How to Diversify Your Stock Portfolio

  • Invest in Different Sectors: Spread your investments across various sectors, such as technology, healthcare, finance, and consumer goods, to reduce sector-specific risks.
  • Include Different Market Capitalizations: Invest in a mix of large-cap, mid-cap, and small-cap stocks to balance stability and growth potential.
  • Geographic Diversification: Consider international stocks to diversify your portfolio globally and capture growth opportunities in different markets.
  • Use Mutual Funds and ETFs: These investment vehicles offer built-in diversification by holding a broad range of stocks within a single fund.

Challenges of Diversification

  • Over-Diversification: Holding too many investments can dilute returns and make it difficult to manage your portfolio effectively.
  • Correlation Risk: During market downturns, even diversified portfolios can suffer as different asset classes may become correlated.
  • Cost: Diversifying through multiple trades can incur higher transaction costs, impacting overall returns.

Balancing Diversification and Focus

  • Optimal Number of Stocks: Aim to hold a sufficient number of stocks to achieve diversification without overcomplicating your portfolio.
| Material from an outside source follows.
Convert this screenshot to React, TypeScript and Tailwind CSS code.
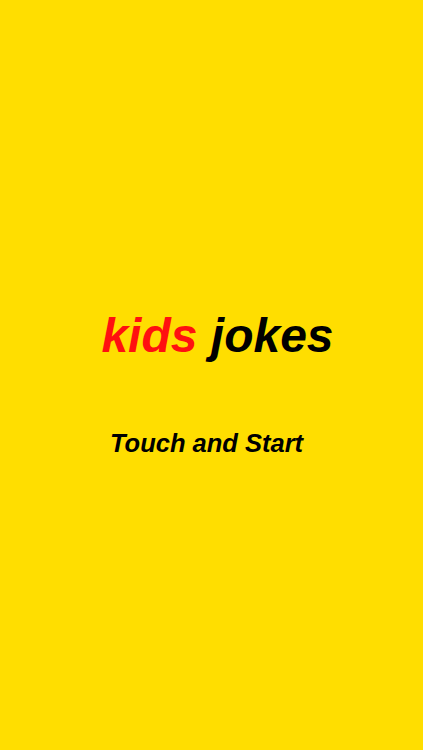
export default function App() {
  return (
    <div className="w-[423px] h-[750px] bg-[#FFDE00] flex flex-col items-center" style={{ fontFamily: '"Liberation Sans", Arial, sans-serif' }}>
      <div className="mt-[304px] pl-[12px] text-[48px] leading-[64px] font-bold italic whitespace-nowrap">
        <span className="text-[#FF1010]">kids</span> <span className="text-black">jokes</span>
      </div>
      <div className="mt-[59px] pr-[10px] text-[25.5px] leading-[32px] font-bold italic text-black whitespace-nowrap">
        Touch and Start
      </div>
    </div>
  );
}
Research suggests that owning 20-30 stocks can provide effective diversification.
  • Regular Portfolio Review: Periodically review and rebalance your portfolio to maintain diversification and adjust to changing market conditions.
  • Focus on Quality: Prioritize high-quality investments with strong fundamentals and growth potential, rather than simply aiming for quantity.

Conclusion

Diversification is a crucial strategy for managing risk and achieving stable returns in stock market investing. By spreading investments across different stocks, sectors, and asset classes, investors can protect their portfolios and enhance their chances of long-term success. Striking the right balance between diversification and focus is key to building a resilient and profitable investment portfolio.